TASK BRIEF: Restate the material word for word and leave out anything that is a picture.

GIVEN MATERIAL:
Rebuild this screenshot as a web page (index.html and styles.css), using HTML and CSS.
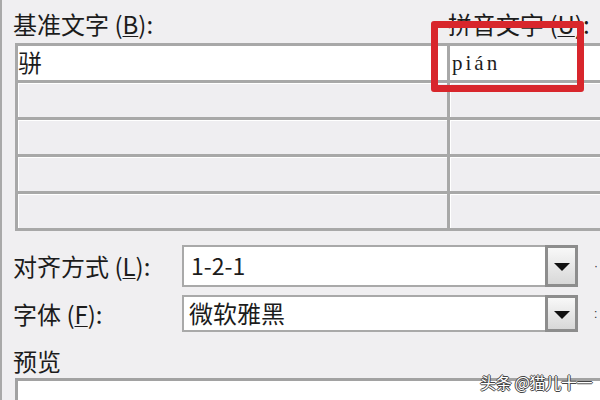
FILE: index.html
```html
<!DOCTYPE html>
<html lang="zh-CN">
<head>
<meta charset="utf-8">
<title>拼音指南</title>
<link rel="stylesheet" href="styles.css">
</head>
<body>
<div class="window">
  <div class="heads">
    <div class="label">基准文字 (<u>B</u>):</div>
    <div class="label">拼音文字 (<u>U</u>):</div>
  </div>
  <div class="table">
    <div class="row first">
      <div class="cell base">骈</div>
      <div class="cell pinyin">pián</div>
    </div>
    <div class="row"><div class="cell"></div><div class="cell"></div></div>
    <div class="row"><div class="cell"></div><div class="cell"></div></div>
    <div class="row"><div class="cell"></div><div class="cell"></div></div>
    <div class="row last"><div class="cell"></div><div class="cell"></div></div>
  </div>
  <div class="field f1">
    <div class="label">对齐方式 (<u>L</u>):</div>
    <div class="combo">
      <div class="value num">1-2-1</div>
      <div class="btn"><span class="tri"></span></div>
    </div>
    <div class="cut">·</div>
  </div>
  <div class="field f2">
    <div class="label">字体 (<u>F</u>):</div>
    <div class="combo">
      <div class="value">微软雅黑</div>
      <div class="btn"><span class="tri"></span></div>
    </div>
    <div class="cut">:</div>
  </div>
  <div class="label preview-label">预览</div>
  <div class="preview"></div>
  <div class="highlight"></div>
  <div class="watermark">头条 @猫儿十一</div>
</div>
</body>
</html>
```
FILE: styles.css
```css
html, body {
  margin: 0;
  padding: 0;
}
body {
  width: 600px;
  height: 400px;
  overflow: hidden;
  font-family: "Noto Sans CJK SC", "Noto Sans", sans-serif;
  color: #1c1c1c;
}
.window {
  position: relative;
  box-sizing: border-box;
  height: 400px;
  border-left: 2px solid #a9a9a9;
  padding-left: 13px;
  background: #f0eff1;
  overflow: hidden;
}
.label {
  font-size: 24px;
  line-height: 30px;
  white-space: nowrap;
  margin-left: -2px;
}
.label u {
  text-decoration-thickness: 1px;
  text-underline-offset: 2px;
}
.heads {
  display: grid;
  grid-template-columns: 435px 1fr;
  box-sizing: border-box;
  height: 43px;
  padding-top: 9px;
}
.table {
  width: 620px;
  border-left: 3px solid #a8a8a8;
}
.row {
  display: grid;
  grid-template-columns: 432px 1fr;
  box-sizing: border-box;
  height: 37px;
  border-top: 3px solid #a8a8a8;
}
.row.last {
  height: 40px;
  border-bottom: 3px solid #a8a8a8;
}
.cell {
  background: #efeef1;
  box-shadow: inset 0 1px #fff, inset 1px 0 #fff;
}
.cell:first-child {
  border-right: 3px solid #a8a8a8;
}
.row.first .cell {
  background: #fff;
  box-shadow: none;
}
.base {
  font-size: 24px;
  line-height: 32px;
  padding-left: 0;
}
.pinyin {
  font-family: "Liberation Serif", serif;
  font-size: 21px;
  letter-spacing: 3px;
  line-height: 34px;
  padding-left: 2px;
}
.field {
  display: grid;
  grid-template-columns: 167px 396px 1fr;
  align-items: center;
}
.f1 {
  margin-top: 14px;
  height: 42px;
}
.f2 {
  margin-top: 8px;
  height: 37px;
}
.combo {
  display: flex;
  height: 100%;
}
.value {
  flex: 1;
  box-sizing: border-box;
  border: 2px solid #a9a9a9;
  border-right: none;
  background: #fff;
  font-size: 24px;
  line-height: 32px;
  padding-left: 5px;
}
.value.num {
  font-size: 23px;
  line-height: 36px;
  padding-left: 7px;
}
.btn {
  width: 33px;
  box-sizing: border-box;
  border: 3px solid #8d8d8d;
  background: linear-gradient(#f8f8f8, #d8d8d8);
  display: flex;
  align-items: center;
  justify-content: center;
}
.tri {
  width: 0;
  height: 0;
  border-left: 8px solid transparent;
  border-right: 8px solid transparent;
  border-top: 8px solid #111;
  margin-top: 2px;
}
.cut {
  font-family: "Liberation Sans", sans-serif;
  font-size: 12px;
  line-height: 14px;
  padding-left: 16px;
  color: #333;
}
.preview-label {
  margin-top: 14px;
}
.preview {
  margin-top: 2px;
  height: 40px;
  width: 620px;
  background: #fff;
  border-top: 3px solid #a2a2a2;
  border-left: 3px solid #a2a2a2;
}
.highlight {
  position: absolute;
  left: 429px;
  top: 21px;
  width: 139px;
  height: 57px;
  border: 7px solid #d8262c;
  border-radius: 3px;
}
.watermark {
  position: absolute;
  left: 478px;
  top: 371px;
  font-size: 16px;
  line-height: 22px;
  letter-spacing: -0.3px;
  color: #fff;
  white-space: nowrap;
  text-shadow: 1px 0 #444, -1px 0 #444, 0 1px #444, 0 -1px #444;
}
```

TASK SOLUTION:
Rebuild this screenshot as a web page (index.html and styles.css), using HTML and CSS.
FILE: index.html
```html
<!DOCTYPE html>
<html lang="zh-CN">
<head>
<meta charset="utf-8">
<title>拼音指南</title>
<link rel="stylesheet" href="styles.css">
</head>
<body>
<div class="window">
  <div class="heads">
    <div class="label">基准文字 (<u>B</u>):</div>
    <div class="label">拼音文字 (<u>U</u>):</div>
  </div>
  <div class="table">
    <div class="row first">
      <div class="cell base">骈</div>
      <div class="cell pinyin">pián</div>
    </div>
    <div class="row"><div class="cell"></div><div class="cell"></div></div>
    <div class="row"><div class="cell"></div><div class="cell"></div></div>
    <div class="row"><div class="cell"></div><div class="cell"></div></div>
    <div class="row last"><div class="cell"></div><div class="cell"></div></div>
  </div>
  <div class="field f1">
    <div class="label">对齐方式 (<u>L</u>):</div>
    <div class="combo">
      <div class="value num">1-2-1</div>
      <div class="btn"><span class="tri"></span></div>
    </div>
    <div class="cut">·</div>
  </div>
  <div class="field f2">
    <div class="label">字体 (<u>F</u>):</div>
    <div class="combo">
      <div class="value">微软雅黑</div>
      <div class="btn"><span class="tri"></span></div>
    </div>
    <div class="cut">:</div>
  </div>
  <div class="label preview-label">预览</div>
  <div class="preview"></div>
  <div class="highlight"></div>
  <div class="watermark">头条 @猫儿十一</div>
</div>
</body>
</html>
```
FILE: styles.css
```css
html, body {
  margin: 0;
  padding: 0;
}
body {
  width: 600px;
  height: 400px;
  overflow: hidden;
  font-family: "Noto Sans CJK SC", "Noto Sans", sans-serif;
  color: #1c1c1c;
}
.window {
  position: relative;
  box-sizing: border-box;
  height: 400px;
  border-left: 2px solid #a9a9a9;
  padding-left: 13px;
  background: #f0eff1;
  overflow: hidden;
}
.label {
  font-size: 24px;
  line-height: 30px;
  white-space: nowrap;
  margin-left: -2px;
}
.label u {
  text-decoration-thickness: 1px;
  text-underline-offset: 2px;
}
.heads {
  display: grid;
  grid-template-columns: 435px 1fr;
  box-sizing: border-box;
  height: 43px;
  padding-top: 9px;
}
.table {
  width: 620px;
  border-left: 3px solid #a8a8a8;
}
.row {
  display: grid;
  grid-template-columns: 432px 1fr;
  box-sizing: border-box;
  height: 37px;
  border-top: 3px solid #a8a8a8;
}
.row.last {
  height: 40px;
  border-bottom: 3px solid #a8a8a8;
}
.cell {
  background: #efeef1;
  box-shadow: inset 0 1px #fff, inset 1px 0 #fff;
}
.cell:first-child {
  border-right: 3px solid #a8a8a8;
}
.row.first .cell {
  background: #fff;
  box-shadow: none;
}
.base {
  font-size: 24px;
  line-height: 32px;
  padding-left: 0;
}
.pinyin {
  font-family: "Liberation Serif", serif;
  font-size: 21px;
  letter-spacing: 3px;
  line-height: 34px;
  padding-left: 2px;
}
.field {
  display: grid;
  grid-template-columns: 167px 396px 1fr;
  align-items: center;
}
.f1 {
  margin-top: 14px;
  height: 42px;
}
.f2 {
  margin-top: 8px;
  height: 37px;
}
.combo {
  display: flex;
  height: 100%;
}
.value {
  flex: 1;
  box-sizing: border-box;
  border: 2px solid #a9a9a9;
  border-right: none;
  background: #fff;
  font-size: 24px;
  line-height: 32px;
  padding-left: 5px;
}
.value.num {
  font-size: 23px;
  line-height: 36px;
  padding-left: 7px;
}
.btn {
  width: 33px;
  box-sizing: border-box;
  border: 3px solid #8d8d8d;
  background: linear-gradient(#f8f8f8, #d8d8d8);
  display: flex;
  align-items: center;
  justify-content: center;
}
.tri {
  width: 0;
  height: 0;
  border-left: 8px solid transparent;
  border-right: 8px solid transparent;
  border-top: 8px solid #111;
  margin-top: 2px;
}
.cut {
  font-family: "Liberation Sans", sans-serif;
  font-size: 12px;
  line-height: 14px;
  padding-left: 16px;
  color: #333;
}
.preview-label {
  margin-top: 14px;
}
.preview {
  margin-top: 2px;
  height: 40px;
  width: 620px;
  background: #fff;
  border-top: 3px solid #a2a2a2;
  border-left: 3px solid #a2a2a2;
}
.highlight {
  position: absolute;
  left: 429px;
  top: 21px;
  width: 139px;
  height: 57px;
  border: 7px solid #d8262c;
  border-radius: 3px;
}
.watermark {
  position: absolute;
  left: 478px;
  top: 371px;
  font-size: 16px;
  line-height: 22px;
  letter-spacing: -0.3px;
  color: #fff;
  white-space: nowrap;
  text-shadow: 1px 0 #444, -1px 0 #444, 0 1px #444, 0 -1px #444;
}
```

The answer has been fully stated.